▶ **The request**
List each line in which the string "React" appears.

▶ **Excerpted records**
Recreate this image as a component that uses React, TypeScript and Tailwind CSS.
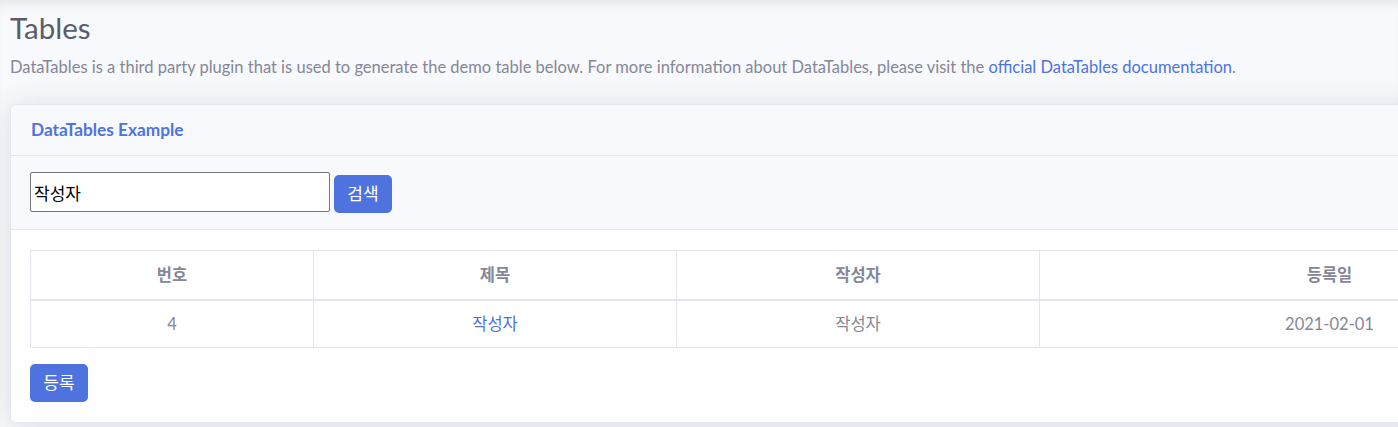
export default function App() {
  const cols = [
    { label: '번호', w: 'w-[283px]' },
    { label: '제목', w: 'w-[363px]' },
    { label: '작성자', w: 'w-[363px]' },
    { label: '등록일', w: 'w-[580px]' },
  ]

  return (
    <div className="w-[1398px] h-[427px] overflow-hidden bg-[#f8f9fc] shadow-[inset_0_10px_12px_-8px_rgba(58,59,69,0.12)] font-['Lato','Noto_Sans_CJK_KR',sans-serif] text-[16.5px] text-[#858796]">
      <div className="pl-[10px] pt-[11px]">
        {/* Page heading */}
        <h1 className="text-[29.5px] leading-[34px] text-[#5a5c69] mb-[10px]">Tables</h1>
        <p className="leading-6 mb-[25px]">
          DataTables is a third party plugin that is used to generate the demo table below. For more information about
          DataTables, please visit the{' '}
          <a href="#" className="text-[#4e73df]">
            official DataTables documentation
          </a>
          .
        </p>

        {/* Card */}
        <div className="w-[1631px] bg-white border border-[#e3e6f0] rounded-[5.6px] shadow-[0_2.4px_28px_0_rgba(58,59,69,0.15)]">
          <div className="bg-[#f8f9fc] border-b border-[#e3e6f0] px-5 h-[51px] flex items-center rounded-t-[5.6px]">
            <h6 className="font-bold text-[17.3px] text-[#4e73df] leading-[1.2]">DataTables Example</h6>
          </div>

          <div className="bg-[#f8f9fc] border-b border-[#e3e6f0] pl-[19px] pt-4 h-[74px] flex items-start gap-1">
            <input
              defaultValue="작성자"
              className="w-[300px] h-[40px] border border-[#767676] rounded-[2px] bg-white px-[3px] text-[17px] text-black font-['Noto_Sans_CJK_KR',sans-serif] outline-none"
            />
            <button className="mt-[3px] h-[38px] w-[58px] rounded-[5px] bg-[#4e73df] text-white text-[17px] leading-6">
              검색
            </button>
          </div>

          <div className="pl-[19px] pt-5 pb-5">
            <table className="border-collapse mb-4">
              <thead>
                <tr className="h-[49px]">
                  {cols.map((c) => (
                    <th
                      key={c.label}
                      className={`${c.w} border border-[#e3e6f0] border-b-2 px-3 py-0 leading-6 font-semibold text-center`}
                    >
                      {c.label}
                    </th>
                  ))}
                </tr>
              </thead>
              <tbody>
                <tr className="h-[48px]">
                  <td className="border border-[#e3e6f0] px-3 py-0 leading-6 text-center">4</td>
                  <td className="border border-[#e3e6f0] px-3 py-0 leading-6 text-center">
                    <a href="#" className="text-[#4e73df]">
                      작성자
                    </a>
                  </td>
                  <td className="border border-[#e3e6f0] px-3 py-0 leading-6 text-center">작성자</td>
                  <td className="border border-[#e3e6f0] px-3 py-0 leading-6 text-center">2021-02-01</td>
                </tr>
              </tbody>
            </table>
            <button className="h-[38px] w-[58px] rounded-[5px] bg-[#4e73df] text-white text-[17px] leading-6">등록</button>
          </div>
        </div>
      </div>
    </div>
  )
}
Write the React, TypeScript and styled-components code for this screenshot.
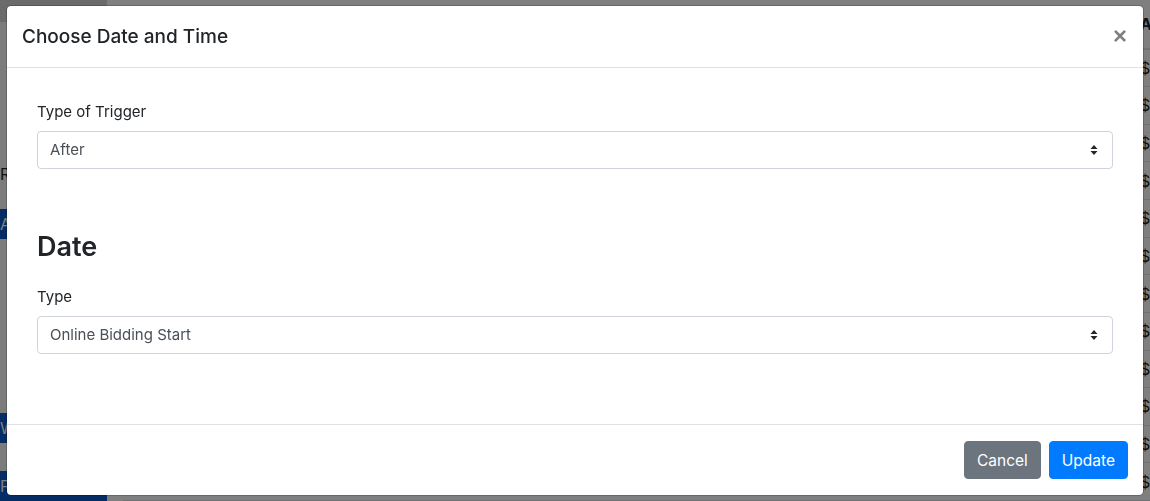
import React from 'react';
import styled, { createGlobalStyle } from 'styled-components';

const GlobalStyle = createGlobalStyle`
  html, body {
    margin: 0;
    padding: 0;
    overflow: hidden;
    background: #fff;
  }
  body {
    font-family: Inter, "Liberation Sans", Arial, sans-serif;
    font-size: 16px;
    line-height: 1.5;
    color: #212529;
  }
`;

/* ---------- page behind the modal ---------- */

const Page = styled.div`
  display: flex;
  width: 1150px;
  height: 501px;
  overflow: hidden;
`;

const Sidebar = styled.div`
  width: 107px;
  flex-shrink: 0;
  display: flex;
  flex-direction: column;
  background: #f8f9fa;
`;

const SideTop = styled.div`
  height: 36px;
  background: #d6d6d6;
`;

const SideText = styled.div`
  padding: 140px 0 0 0;
  height: 60px;
  font-size: 16px;
`;

const SideButton = styled.div<{ $top: number }>`
  margin-top: ${p => p.$top}px;
  height: 30px;
  background: #0a58ca;
  color: #fff;
  font-size: 16px;
  line-height: 30px;
`;

const Main = styled.div`
  flex: 1;
  padding-left: 16px;
  display: flex;
  flex-direction: column;
`;

const HeadRow = styled.div`
  display: grid;
  grid-template-columns: 67px 158px 212px 580px 200px;
  height: 48px;
  align-items: center;
  font-weight: 700;
  border-bottom: 2px solid #dee2e6;
`;

const Row = styled.div`
  display: grid;
  grid-template-columns: 67px 158px 212px 580px 200px;
  height: 37px;
  align-items: center;
  border-bottom: 1px solid #dee2e6;
  font-size: 16px;
`;

const Cell = styled.span`
  white-space: nowrap;
`;

/* ---------- modal ---------- */

const Backdrop = styled.div`
  position: fixed;
  inset: 0;
  background: rgba(0, 0, 0, 0.5);
`;

const ModalLayer = styled.div`
  position: fixed;
  inset: 0;
  padding: 5px 0 0 6px;
`;

const Dialog = styled.div`
  width: 1138px;
  background: #fff;
  border: 1px solid rgba(0, 0, 0, 0.2);
  border-radius: 5px;
  box-sizing: border-box;
  display: flex;
  flex-direction: column;
  background-clip: padding-box;
`;

const Header = styled.div`
  display: flex;
  align-items: flex-start;
  justify-content: space-between;
  padding: 16px 16px 15px 15px;
  border-bottom: 1px solid #dee2e6;
`;

const Title = styled.h5`
  margin: 0;
  font-size: 19px;
  font-weight: 500;
  line-height: 30px;
  color: #212529;
`;

const Close = styled.button`
  border: 0;
  background: transparent;
  padding: 0;
  margin: -1px 0 0 0;
  font-family: "Liberation Sans", Arial, sans-serif;
  font-size: 24px;
  font-weight: 700;
  line-height: 30px;
  color: #000;
  opacity: 0.5;
  cursor: pointer;
  height: 30px;
`;

const Body = styled.div`
  padding: 32px 30px 70px 30px;
  display: flex;
  flex-direction: column;
`;

const FormGroup = styled.div`
  display: flex;
  flex-direction: column;
`;

const Label = styled.label`
  font-size: 15px;
  line-height: 24px;
  margin-bottom: 7px;
`;

const SelectBox = styled.div`
  height: 38px;
  box-sizing: border-box;
  border: 1px solid #ced4da;
  border-radius: 4px;
  display: flex;
  align-items: center;
  justify-content: space-between;
  padding: 0 14px 0 12px;
  color: #495057;
  font-size: 15px;
  background: #fff;
`;

const SectionHeading = styled.h3`
  margin: 62px 0 22px 0;
  font-size: 27px;
  font-weight: 600;
  line-height: 1.2;
  color: #212529;
`;

const Footer = styled.div`
  display: flex;
  justify-content: flex-end;
  align-items: center;
  gap: 8px;
  padding: 16px 15px 16px 16px;
  border-top: 1px solid #dee2e6;
`;

const Button = styled.button<{ $variant: 'secondary' | 'primary' }>`
  height: 38px;
  padding: 0 12px;
  border-radius: 4px;
  border: 1px solid ${p => (p.$variant === 'primary' ? '#007bff' : '#6c757d')};
  background: ${p => (p.$variant === 'primary' ? '#007bff' : '#6c757d')};
  color: #fff;
  font-family: Inter, "Liberation Sans", Arial, sans-serif;
  font-size: 15.5px;
  line-height: 1.5;
  cursor: pointer;
`;

const Caret = () => (
  <svg width="8" height="12" viewBox="0 0 8 12">
    <path d="M4 1 L7.5 5 H0.5 Z" fill="#212529" />
    <path d="M4 11 L7.5 7 H0.5 Z" fill="#212529" />
  </svg>
);

const Select: React.FC<{ value: string }> = ({ value }) => (
  <SelectBox>
    <span>{value}</span>
    <Caret />
  </SelectBox>
);

const rows = [
  ['', '2 weeks ago', 'Jane Smith', 'Dinner for two', '$1'],
  ['', '3 weeks ago', 'Tom Baker', 'Signed print', '$1'],
  ['', '3 weeks ago', 'Ann Lee', 'Weekend stay', '$1'],
  ['', '3 weeks ago', 'Mark Cole', 'Wine tasting', '$1'],
  ['', '4 weeks ago', 'Sara Hill', 'Gift basket', '$1'],
  ['', '4 weeks ago', 'Paul Green', 'Golf lesson', '$1'],
  ['', 'a month ago', 'Kate Moss', 'Cooking class', '$6'],
  ['', 'a month ago', 'Lily Ward', 'Theatre tickets', '$1'],
  ['', 'a month ago', 'Ian Ross', 'Spa day', '$1'],
  ['', 'a month ago', 'Nina Park', 'Art book', '$1'],
  ['', 'a month ago', 'Eve Stone', 'Museum pass', '$1'],
  ['', 'a month ago', 'Richard Jones', 'Family pass to the gallery', '$1'],
];

export default function App() {
  return (
    <>
      <GlobalStyle />
      <Page>
        <Sidebar>
          <SideTop />
          <SideText>Rules</SideText>
          <SideButton $top={10}>Add ▾</SideButton>
          <SideButton $top={174}>Workout</SideButton>
          <SideButton $top={28}>Publish</SideButton>
        </Sidebar>
        <Main>
          <HeadRow>
            <Cell />
            <Cell>Date</Cell>
            <Cell>Bidder</Cell>
            <Cell>Item</Cell>
            <Cell>Amount</Cell>
          </HeadRow>
          {rows.map((r, i) => (
            <Row key={i}>
              {r.map((c, j) => (
                <Cell key={j}>{c}</Cell>
              ))}
            </Row>
          ))}
        </Main>
      </Page>
      <Backdrop />
      <ModalLayer>
        <Dialog role="dialog">
          <Header>
            <Title>Choose Date and Time</Title>
            <Close aria-label="Close">×</Close>
          </Header>
          <Body>
            <FormGroup>
              <Label>Type of Trigger</Label>
              <Select value="After" />
            </FormGroup>
            <SectionHeading>Date</SectionHeading>
            <FormGroup>
              <Label>Type</Label>
              <Select value="Online Bidding Start" />
            </FormGroup>
          </Body>
          <Footer>
            <Button $variant="secondary">Cancel</Button>
            <Button $variant="primary">Update</Button>
          </Footer>
        </Dialog>
      </ModalLayer>
    </>
  );
}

▶ **Task response**
Recreate this image as a component that uses React, TypeScript and Tailwind CSS.
Write the React, TypeScript and styled-components code for this screenshot.
import React from 'react';
const Select: React.FC<{ value: string }> = ({ value }) => (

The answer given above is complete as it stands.